I Come From … Henson’s documentary focuses on art created behind bars
Published 6:00 am Monday, January 16, 2017
“I sort of get a real positive from spreading the word that art can change lives.”
That’s Robby Henson’s reason behind making “I Come From,” a documentary about incarcerated poets and playwrights in the Kentucky corrections system. The film will kick off Lexington’s 2017 Filmslang season, a monthly screening series, Thursday at the downtown Lexington Public Library’s Farish Theater.
Henson, artistic director of Pioneer Playhouse, leads Voices Inside — an outreach program teaching writing and performance skills to incarcerated men at Northpoint Training Center. “I Come From” focuses on six prisoners whose work, Henson says, as artists declares a wish to grow as human beings and to embrace an architecture of change.
“Their poems and plays reflect hard lives lived, tough environments negotiated, past mistakes made,” he says. Plays written by the inmates have gone as far as New York, featured in readings by well-known actors as a part of an annual program.

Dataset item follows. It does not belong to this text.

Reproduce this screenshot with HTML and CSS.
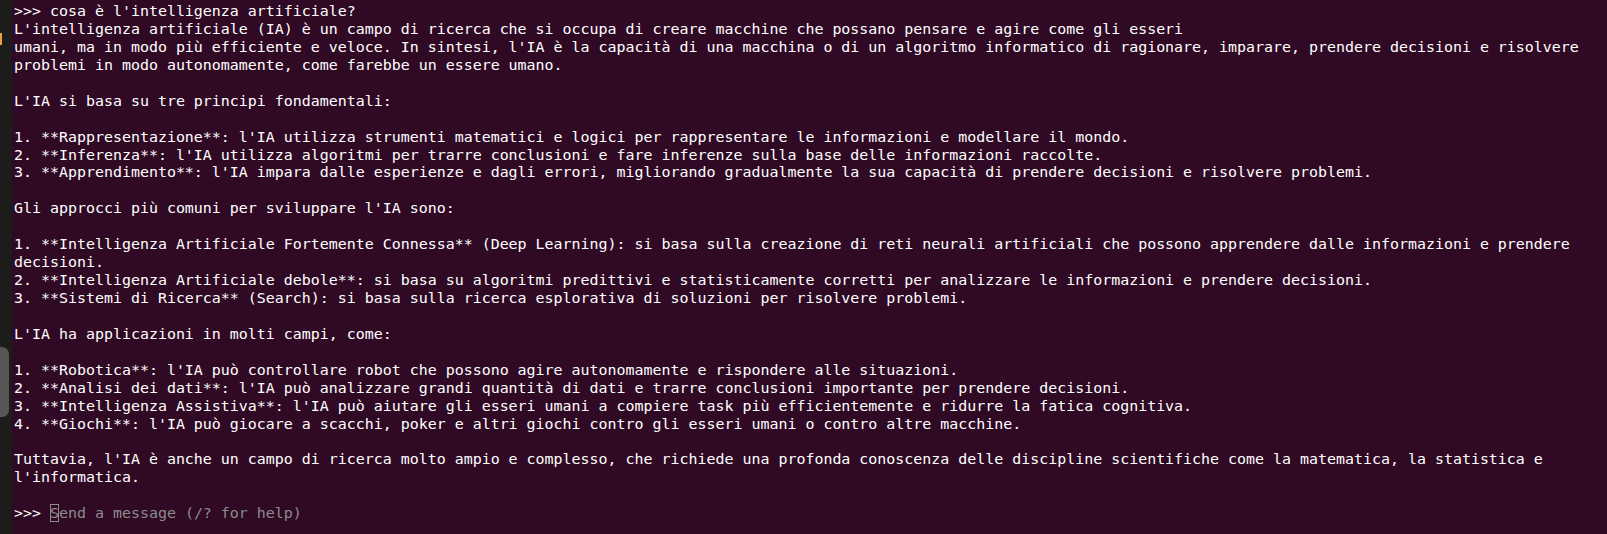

“In this particular documentary, we look at it on a deeper level — every life matters. Through creativity, we can ask deeper questions: Who am I? What have I done with my life? It’s almost therapeutic to watch,” he says. “It allows the incarcerated writers to examine their lives in a larger context, to be able to step outside their lives. Even those who have made mistakes, those who come from very challenged backgrounds, through creativity they can give their lives new meaning.”
The screening is free and will include a Q&A with Henson following the film. “I Come From” has won several awards, including the Audience Award at the UPIKE Film and Media Arts Festival. It features music by Lexington native Ben Sollee.
“Definitely not the first screening, we’ve had a few at a film festival in California … probably about five or six festivals in total. But this is the Central Kentucky premiere.” He feels the film shows an emotional story — and reactions to it have been very positive.
“Audiences really feel for the story of these incarcerated writers,” Henson says, adding it’s very real. “It reflects a mixture of hope and despair.”
Henson says the men the movie focuses on haven’t been able to view it yet, but he’s hoping they will be able to when it appears later on KET. It will also be a featured piece in the Southern Circuit Tour of Independent Filmmakers in March.
Henson says Northpoint and the Department of Corrections have been very helpful with the Voices Inside program, and he greatly appreciates the fact he has been allowed to do it.
“I think it’s a win-win for everyone. More than I give is what I get from working with them. I feel like we’re a missionary of arts. I feel that when people express themselves, particularly people who didn’t grow up with creativity for values, it’s a beautiful thing.”